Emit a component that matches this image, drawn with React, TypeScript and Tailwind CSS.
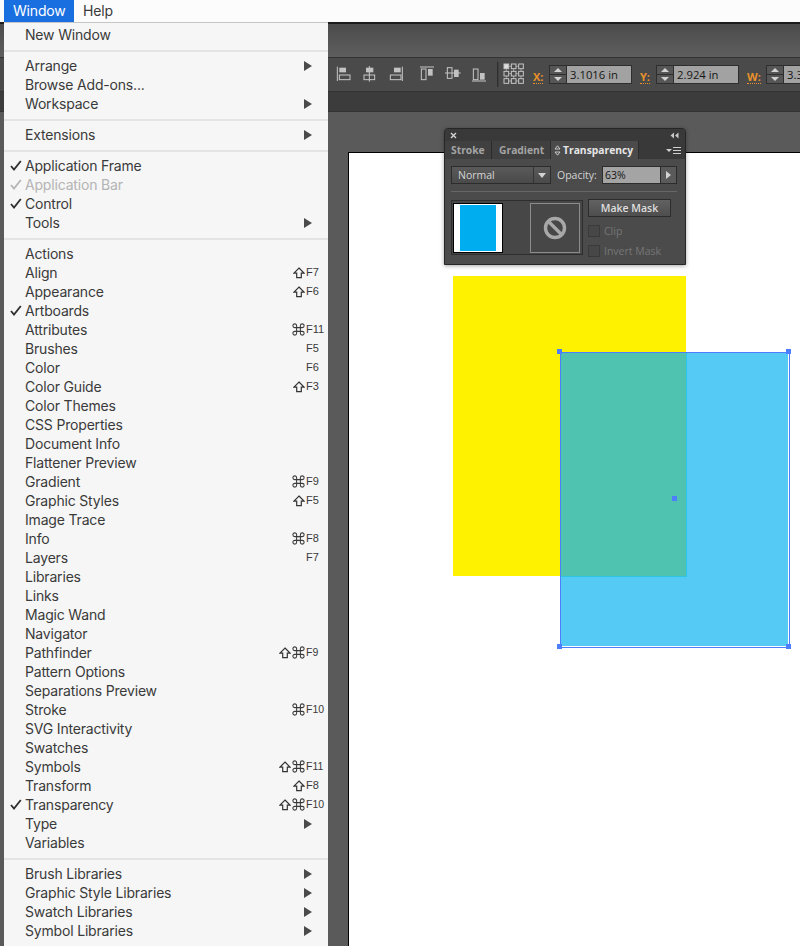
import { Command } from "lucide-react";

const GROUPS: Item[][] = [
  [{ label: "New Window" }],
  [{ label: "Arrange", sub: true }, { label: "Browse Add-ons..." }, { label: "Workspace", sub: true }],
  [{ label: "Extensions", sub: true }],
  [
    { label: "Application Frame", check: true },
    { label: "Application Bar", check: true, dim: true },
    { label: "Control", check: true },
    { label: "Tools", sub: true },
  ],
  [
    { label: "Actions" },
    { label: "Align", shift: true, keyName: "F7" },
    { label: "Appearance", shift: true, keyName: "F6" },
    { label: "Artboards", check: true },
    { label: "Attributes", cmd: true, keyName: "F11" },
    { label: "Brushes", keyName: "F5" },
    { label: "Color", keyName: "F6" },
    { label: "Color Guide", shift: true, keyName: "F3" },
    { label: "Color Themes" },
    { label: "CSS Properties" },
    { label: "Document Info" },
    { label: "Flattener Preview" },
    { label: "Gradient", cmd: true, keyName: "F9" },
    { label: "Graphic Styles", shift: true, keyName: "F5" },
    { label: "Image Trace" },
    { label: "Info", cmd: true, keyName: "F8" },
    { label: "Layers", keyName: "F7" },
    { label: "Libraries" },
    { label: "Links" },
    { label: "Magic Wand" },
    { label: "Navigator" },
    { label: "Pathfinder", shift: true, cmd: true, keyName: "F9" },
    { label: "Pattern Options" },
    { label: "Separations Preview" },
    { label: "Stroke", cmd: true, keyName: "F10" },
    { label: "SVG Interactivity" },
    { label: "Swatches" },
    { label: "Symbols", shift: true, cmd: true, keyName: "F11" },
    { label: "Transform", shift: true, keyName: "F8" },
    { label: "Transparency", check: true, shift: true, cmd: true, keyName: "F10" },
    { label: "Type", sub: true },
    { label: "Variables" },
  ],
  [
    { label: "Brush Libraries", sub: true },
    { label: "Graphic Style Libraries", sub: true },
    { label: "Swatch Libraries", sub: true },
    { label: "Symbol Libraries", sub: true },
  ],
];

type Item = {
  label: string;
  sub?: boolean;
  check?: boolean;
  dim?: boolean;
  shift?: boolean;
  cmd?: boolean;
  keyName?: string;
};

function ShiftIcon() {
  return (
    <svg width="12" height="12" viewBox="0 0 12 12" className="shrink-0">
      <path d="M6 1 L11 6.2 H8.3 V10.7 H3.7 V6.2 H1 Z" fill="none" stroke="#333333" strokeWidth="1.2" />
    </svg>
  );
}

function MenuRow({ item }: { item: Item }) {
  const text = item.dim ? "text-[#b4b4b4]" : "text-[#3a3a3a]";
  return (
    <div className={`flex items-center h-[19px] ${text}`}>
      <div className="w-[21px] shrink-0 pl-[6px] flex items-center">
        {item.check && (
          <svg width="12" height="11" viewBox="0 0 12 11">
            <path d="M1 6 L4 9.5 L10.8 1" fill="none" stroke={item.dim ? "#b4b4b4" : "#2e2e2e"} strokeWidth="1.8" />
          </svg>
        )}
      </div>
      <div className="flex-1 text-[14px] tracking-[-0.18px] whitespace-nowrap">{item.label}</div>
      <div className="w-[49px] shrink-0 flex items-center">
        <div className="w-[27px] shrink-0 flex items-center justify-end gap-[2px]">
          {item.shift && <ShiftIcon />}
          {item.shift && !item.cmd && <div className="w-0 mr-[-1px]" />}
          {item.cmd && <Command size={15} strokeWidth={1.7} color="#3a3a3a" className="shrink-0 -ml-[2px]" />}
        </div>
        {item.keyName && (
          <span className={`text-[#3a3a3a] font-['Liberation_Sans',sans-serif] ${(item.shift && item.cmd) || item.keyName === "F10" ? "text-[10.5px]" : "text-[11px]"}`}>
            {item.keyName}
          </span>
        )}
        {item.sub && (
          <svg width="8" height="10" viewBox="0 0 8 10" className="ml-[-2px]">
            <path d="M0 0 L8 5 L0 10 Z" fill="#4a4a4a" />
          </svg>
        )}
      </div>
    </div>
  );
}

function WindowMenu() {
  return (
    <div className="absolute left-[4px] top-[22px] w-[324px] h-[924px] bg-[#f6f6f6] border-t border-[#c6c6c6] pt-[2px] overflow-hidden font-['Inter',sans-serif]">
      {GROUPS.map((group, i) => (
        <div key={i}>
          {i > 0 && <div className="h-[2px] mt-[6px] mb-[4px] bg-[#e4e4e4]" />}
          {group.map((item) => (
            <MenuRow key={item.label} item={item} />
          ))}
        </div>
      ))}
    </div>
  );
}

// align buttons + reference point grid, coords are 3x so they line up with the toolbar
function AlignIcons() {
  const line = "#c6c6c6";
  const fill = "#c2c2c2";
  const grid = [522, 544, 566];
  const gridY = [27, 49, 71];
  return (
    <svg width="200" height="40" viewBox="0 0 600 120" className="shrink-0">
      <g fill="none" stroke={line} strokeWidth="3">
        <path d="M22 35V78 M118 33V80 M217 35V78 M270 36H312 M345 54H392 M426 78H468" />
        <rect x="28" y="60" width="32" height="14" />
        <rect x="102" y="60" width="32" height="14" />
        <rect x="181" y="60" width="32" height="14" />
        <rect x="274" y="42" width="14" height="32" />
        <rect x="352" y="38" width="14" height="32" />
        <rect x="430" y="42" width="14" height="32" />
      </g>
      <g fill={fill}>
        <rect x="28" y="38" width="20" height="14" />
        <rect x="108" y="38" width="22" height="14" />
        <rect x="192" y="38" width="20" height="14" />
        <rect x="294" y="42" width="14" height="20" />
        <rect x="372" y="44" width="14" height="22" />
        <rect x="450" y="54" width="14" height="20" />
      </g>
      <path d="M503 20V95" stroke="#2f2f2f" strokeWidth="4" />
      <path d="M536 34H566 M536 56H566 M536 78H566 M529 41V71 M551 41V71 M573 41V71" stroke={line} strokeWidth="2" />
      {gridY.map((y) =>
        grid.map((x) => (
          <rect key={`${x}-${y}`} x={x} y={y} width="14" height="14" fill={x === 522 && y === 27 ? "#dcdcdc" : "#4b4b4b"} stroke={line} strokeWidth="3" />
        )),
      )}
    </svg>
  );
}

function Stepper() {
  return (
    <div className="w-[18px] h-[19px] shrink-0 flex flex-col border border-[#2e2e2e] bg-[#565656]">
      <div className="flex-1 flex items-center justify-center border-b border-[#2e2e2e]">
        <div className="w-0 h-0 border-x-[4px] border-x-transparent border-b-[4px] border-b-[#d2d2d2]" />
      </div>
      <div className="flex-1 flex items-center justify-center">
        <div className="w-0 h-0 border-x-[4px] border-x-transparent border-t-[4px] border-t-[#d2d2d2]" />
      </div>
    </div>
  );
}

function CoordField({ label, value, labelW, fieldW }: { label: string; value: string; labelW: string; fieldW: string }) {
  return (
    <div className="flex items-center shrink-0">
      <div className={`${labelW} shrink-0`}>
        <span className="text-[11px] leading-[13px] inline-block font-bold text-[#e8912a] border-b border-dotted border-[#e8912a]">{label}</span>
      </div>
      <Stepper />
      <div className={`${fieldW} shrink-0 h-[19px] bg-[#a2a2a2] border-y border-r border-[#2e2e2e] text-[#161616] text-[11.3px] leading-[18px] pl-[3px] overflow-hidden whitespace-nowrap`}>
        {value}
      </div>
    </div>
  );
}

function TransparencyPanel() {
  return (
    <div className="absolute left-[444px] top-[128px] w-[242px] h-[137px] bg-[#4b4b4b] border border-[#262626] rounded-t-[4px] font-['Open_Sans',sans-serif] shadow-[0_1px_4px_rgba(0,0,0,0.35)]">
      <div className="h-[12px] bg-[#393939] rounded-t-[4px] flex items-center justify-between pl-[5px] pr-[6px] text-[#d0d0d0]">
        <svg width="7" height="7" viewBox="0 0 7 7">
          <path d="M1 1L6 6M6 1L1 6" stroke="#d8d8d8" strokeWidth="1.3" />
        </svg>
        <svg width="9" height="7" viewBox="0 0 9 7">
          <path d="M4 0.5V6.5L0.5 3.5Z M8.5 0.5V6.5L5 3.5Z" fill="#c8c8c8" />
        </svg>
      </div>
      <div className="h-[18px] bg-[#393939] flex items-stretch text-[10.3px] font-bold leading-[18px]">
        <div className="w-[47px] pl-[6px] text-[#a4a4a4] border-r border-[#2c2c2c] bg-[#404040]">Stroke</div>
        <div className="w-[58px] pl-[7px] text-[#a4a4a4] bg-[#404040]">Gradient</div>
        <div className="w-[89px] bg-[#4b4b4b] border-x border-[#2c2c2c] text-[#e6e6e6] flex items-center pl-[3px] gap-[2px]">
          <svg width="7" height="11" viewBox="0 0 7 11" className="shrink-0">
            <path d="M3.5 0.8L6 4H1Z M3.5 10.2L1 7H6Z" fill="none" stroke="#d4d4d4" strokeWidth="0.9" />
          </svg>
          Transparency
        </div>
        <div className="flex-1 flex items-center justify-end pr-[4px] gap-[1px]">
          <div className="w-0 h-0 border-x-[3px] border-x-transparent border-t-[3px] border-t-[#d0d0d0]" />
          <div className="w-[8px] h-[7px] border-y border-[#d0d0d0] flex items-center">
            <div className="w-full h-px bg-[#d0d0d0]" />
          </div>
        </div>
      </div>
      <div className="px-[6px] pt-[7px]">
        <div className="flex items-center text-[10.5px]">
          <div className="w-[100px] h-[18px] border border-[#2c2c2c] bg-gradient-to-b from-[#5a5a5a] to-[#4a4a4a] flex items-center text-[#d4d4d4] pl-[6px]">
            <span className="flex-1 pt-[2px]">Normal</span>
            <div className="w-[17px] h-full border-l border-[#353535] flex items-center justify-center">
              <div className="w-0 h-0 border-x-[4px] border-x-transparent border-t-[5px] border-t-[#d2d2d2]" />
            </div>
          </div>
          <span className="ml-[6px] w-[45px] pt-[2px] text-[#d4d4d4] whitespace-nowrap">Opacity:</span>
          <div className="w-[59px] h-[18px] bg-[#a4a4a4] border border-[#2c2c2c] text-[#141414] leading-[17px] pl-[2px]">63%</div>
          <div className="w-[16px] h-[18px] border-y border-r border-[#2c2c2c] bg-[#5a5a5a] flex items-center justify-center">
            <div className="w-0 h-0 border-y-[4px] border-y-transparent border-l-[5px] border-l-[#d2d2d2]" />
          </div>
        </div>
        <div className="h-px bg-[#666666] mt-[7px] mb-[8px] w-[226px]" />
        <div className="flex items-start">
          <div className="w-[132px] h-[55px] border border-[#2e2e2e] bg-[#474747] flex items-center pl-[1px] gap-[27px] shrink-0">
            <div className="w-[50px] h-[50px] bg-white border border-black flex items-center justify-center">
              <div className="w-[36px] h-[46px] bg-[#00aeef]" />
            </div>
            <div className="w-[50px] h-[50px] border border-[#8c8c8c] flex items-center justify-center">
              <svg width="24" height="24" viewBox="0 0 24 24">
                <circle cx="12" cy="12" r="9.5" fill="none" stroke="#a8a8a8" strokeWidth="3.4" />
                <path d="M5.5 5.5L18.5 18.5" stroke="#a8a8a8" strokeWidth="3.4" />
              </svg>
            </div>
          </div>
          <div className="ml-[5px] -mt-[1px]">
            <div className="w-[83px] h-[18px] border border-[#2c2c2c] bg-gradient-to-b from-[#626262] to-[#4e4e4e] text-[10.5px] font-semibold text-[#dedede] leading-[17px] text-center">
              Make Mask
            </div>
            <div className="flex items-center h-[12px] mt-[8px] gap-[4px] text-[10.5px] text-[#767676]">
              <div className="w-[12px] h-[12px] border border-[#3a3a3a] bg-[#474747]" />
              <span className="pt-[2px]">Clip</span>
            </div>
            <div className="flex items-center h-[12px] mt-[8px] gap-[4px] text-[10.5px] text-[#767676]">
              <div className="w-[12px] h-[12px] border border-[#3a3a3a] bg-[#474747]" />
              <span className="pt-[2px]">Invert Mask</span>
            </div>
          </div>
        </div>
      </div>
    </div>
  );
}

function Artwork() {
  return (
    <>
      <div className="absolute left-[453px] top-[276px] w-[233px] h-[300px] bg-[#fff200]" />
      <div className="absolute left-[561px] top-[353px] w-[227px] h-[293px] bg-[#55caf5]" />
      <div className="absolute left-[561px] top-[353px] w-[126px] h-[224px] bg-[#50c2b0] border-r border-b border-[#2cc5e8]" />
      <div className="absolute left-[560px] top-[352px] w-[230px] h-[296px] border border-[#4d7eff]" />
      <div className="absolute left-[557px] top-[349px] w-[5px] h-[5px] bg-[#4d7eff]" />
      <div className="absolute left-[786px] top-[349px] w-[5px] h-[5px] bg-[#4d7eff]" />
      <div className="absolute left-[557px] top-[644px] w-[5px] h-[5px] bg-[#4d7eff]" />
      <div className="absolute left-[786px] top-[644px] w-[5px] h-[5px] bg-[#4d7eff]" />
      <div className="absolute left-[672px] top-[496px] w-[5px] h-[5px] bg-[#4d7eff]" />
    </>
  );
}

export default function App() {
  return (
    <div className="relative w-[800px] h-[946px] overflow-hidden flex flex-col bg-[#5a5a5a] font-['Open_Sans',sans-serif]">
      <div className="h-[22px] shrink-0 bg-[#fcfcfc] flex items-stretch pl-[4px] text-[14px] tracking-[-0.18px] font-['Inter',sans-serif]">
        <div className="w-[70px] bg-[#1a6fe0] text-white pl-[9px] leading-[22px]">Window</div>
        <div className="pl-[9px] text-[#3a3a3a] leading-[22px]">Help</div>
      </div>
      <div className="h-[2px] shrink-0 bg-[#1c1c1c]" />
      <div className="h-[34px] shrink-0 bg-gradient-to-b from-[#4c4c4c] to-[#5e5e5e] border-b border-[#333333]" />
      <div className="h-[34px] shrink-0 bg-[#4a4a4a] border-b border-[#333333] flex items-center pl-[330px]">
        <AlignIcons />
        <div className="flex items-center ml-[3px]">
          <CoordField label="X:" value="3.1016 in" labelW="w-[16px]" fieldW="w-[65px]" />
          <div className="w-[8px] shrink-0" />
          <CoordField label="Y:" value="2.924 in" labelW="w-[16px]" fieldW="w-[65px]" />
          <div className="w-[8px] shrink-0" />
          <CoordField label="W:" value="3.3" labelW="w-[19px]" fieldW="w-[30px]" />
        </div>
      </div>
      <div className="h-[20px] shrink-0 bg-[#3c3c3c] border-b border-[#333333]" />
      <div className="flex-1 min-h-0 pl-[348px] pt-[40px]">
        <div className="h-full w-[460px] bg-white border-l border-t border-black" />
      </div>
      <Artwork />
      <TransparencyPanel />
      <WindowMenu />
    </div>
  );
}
• • • • •
Determine how many lines of the material include the string "with". Output only that count.

**SOLUTION TO THE EXERCISE**
2